The USPTO publishes the Official Gazette on Tuesdays, which is thus when all new patents issue. Every Tuesday, I’ll highlight one or a few interesting patents with a focus on CPC A61K, the class where most pharmaceutical and cosmetic patents are found.
I’m making up for skipping last Tuesday and will add one from today once they are out. Anyone who knows a smoker has heard some excuse trying to explain why smoking is actually good for them in some small, usually insignificant way. Last Tuesday, Dignity Health received US Patent No. 9,566,273 that for at least some small group of people, suggests they may actually have a point.
Claim 1 illustrates the patent well:
1. A method of treating acute disseminated encephalomyelitis in a subject, comprising:
providing a composition comprising a nicotinic receptor agent, wherein the nicotinic receptor agent comprises one or more of nicotine, nicotine bitartrate, cytisine, nicotine polacrilex, nornicotine, nicotine 1-N-oxide, metanicotine, nicotine imine, nicotine N-glucuronide, N-methylnicotinium, N-n-decylnicotinium, 5′-cyanonicotine, 3,4-dihydrometanicotine, N’-methylnicotinium, N-octanoylnornicotine, 2,3,3a,4,5,9b-hexahydro-1-methyl-1H-pyrrolo(3,2-h)isoquinoline, 5-isothiocyanonicotine, 5-iodonicotine, 5′-hydroxycotinine-N-oxide, homoazanicotine, nicotine monomethiodide, N-4-azido-2-nitrophenylnornicotine, N-methylnornicotinium, nicotinium molybdophosphate resin, N-methyl-N’-oxonicotinium, N’-propylnornicotine, pseudooxynicotine, 4′-methylnicotine, 5-fluoronicotine, K(s-nic)5(Ga2(N,N’-bis-(2,3-dihydroxybenzoyl)-1,4-phenylenediamine)3), 5-methoxynicotine, 1-benzyl-4-phenylnicotinamidinium, 6-n-propylnicotine, SIB1663, 6-hydroxynicotine, N-methylnicotine, 6-(2-phenylethyl)nicotine, N’-formylnornicotine, N-n-octylnicotinium, N-(n-oct-3-enyl)nicotinium, N-(n-dec-9-enyl)nicotinium, 5′-acetoxy-N’-nitrosonornicotine, 4-hydroxynicotine, 4-(dimethylphenylsilyl)nicotine, N’-carbomethoxynornicotine, N-methylnicoton;
and administering a therapeutically effective dosage of the composition to enhance the activity of a compound that treats acute disseminated encephalomyelitis,
wherein the therapeutically effective dosage of the nicotinic receptor agent ranges from nicotine plasma levels of 1 ng/mL to 100 ng/mL.

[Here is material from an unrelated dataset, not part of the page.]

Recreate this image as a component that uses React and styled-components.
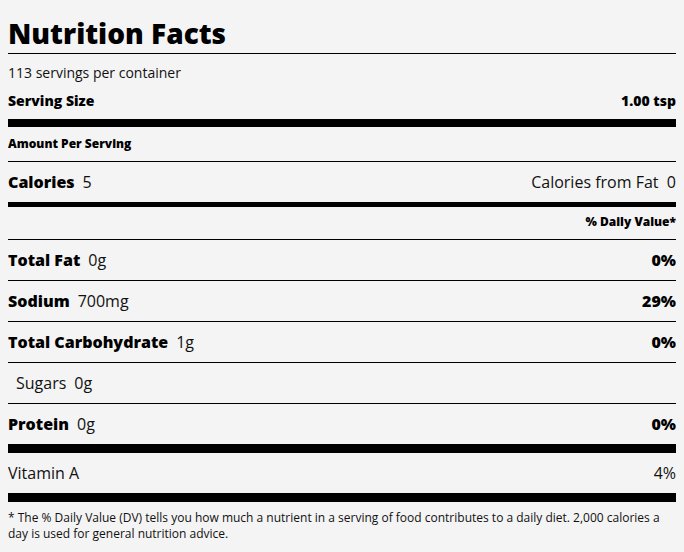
import React from "react";
import styled, { createGlobalStyle } from "styled-components";

const GlobalStyle = createGlobalStyle`
  body {
    margin: 8px;
    background: #f4f4f4;
    font-family: "Open Sans", "Liberation Sans", sans-serif;
    color: #111;
  }
`;

const Label = styled.section`
  width: 668px;
`;

const Title = styled.h1`
  margin: 5px 0 0;
  font-size: 28px;
  font-weight: 800;
  line-height: 40px;
  color: #000;
  border-bottom: 1px solid #000;
`;

const Servings = styled.div`
  font-size: 14px;
  line-height: 20px;
  padding-top: 9px;
`;

const Row = styled.div`
  display: flex;
  justify-content: ${p => (p.end ? "flex-end" : "space-between")};
  align-items: center;
  font-size: ${p => (p.small ? "12px" : p.mid ? "14px" : "16px")};
  line-height: ${p => (p.small ? "16px" : "22px")};
  padding: ${p => p.pad || "9px 0"};
  padding-left: ${p => (p.indent ? "8px" : "0")};
  border-bottom: ${p => p.bar || 1}px solid #000;
`;

const Bold = styled.b`
  font-weight: 800;
  color: #000;
`;

const Amount = styled.span`
  margin-left: 8px;
`;

const Footnote = styled.p`
  margin: 8px 0 0;
  font-size: 12px;
  line-height: 16px;
`;

const nutrients = [
  { name: "Total Fat", amount: "0g", dv: "0%" },
  { name: "Sodium", amount: "700mg", dv: "29%" },
  { name: "Total Carbohydrate", amount: "1g", dv: "0%" },
  { name: "Sugars", amount: "0g", sub: true },
  { name: "Protein", amount: "0g", dv: "0%", bar: 9 },
];

export default function App() {
  return (
    <>
      <GlobalStyle />
      <Label>
        <Title>Nutrition Facts</Title>
        <Servings>113 servings per container</Servings>
        <Row mid pad="7px 0" bar={8}>
          <Bold>Serving Size</Bold>
          <Bold>1.00 tsp</Bold>
        </Row>
        <Row small>
          <Bold>Amount Per Serving</Bold>
        </Row>
        <Row bar={5}>
          <span>
            <Bold>Calories</Bold>
            <Amount>5</Amount>
          </span>
          <span>Calories from Fat&nbsp; 0</span>
        </Row>
        <Row small end pad="7px 0 9px">
          <Bold>% Daily Value*</Bold>
        </Row>
        {nutrients.map(n => (
          <Row key={n.name} bar={n.bar} indent={n.sub}>
            <span>
              {n.sub ? n.name : <Bold>{n.name}</Bold>}
              <Amount>{n.amount}</Amount>
            </span>
            {n.dv && <Bold>{n.dv}</Bold>}
          </Row>
        ))}
        <Row bar={9}>
          <span>Vitamin A</span>
          <span>4%</span>
        </Row>
        <Footnote>
          * The % Daily Value (DV) tells you how much a nutrient in a serving of
          food contributes to a daily diet. 2,000 calories a day is used for
          general nutrition advice.
        </Footnote>
      </Label>
    </>
  );
}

In short, the patent claims using nicotine to enhance the activity of a different compound that treats acute disseminated encephalomyelitis (ADEM). ADEM often looks like multiple sclerosis, but is a single attack and often resolves without further incident.

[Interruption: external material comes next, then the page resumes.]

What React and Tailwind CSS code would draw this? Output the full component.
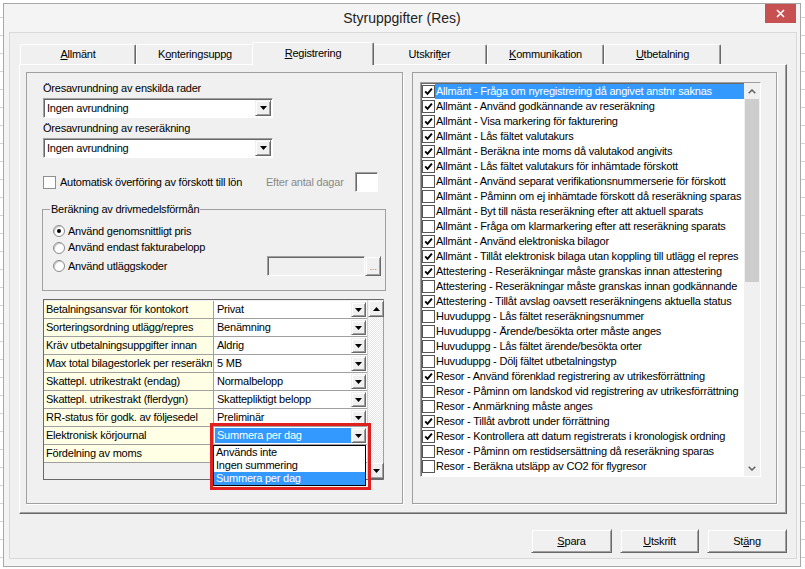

The specification notes that human heavy smokers have a nicotine plasma level of 15-38 ng/mL, which is within the range of the claim. As the claim does not limit the mode of delivering the nicotine, smoking is a claimed manner of providing nicotine. Thus, the patent seemingly covers a method of treating ADEM by smoking and taking a drug that treats ADEM.
Although it is in a spirit of light-heartedness that I chose this patent, and I haven’t studied this patent well enough to comment on the significance of the particular advancement, patents of this kind represent an important part of our patent ecosystem. Not every advancement in medicine is a new drug for a new disease. Many advancements are based on taking old drugs and finding new and better ways of using them. Incentivizing this work with patents assures that the research undertaken to make these advancements can be brought to clinical reality.
This patent illustrates the point. The disclosed mouse research shows that nicotine can help treat encephalomyelitis. But how to best bring the advancement to patients will require examining how nicotine interacts with specific drugs to treat ADEM, best doses and modes of delivery, and research directed at complying with regulatory requirements. This patent that will allow the pursuit of this development program with reasonable assurances that a commercially viable product could come out the other side.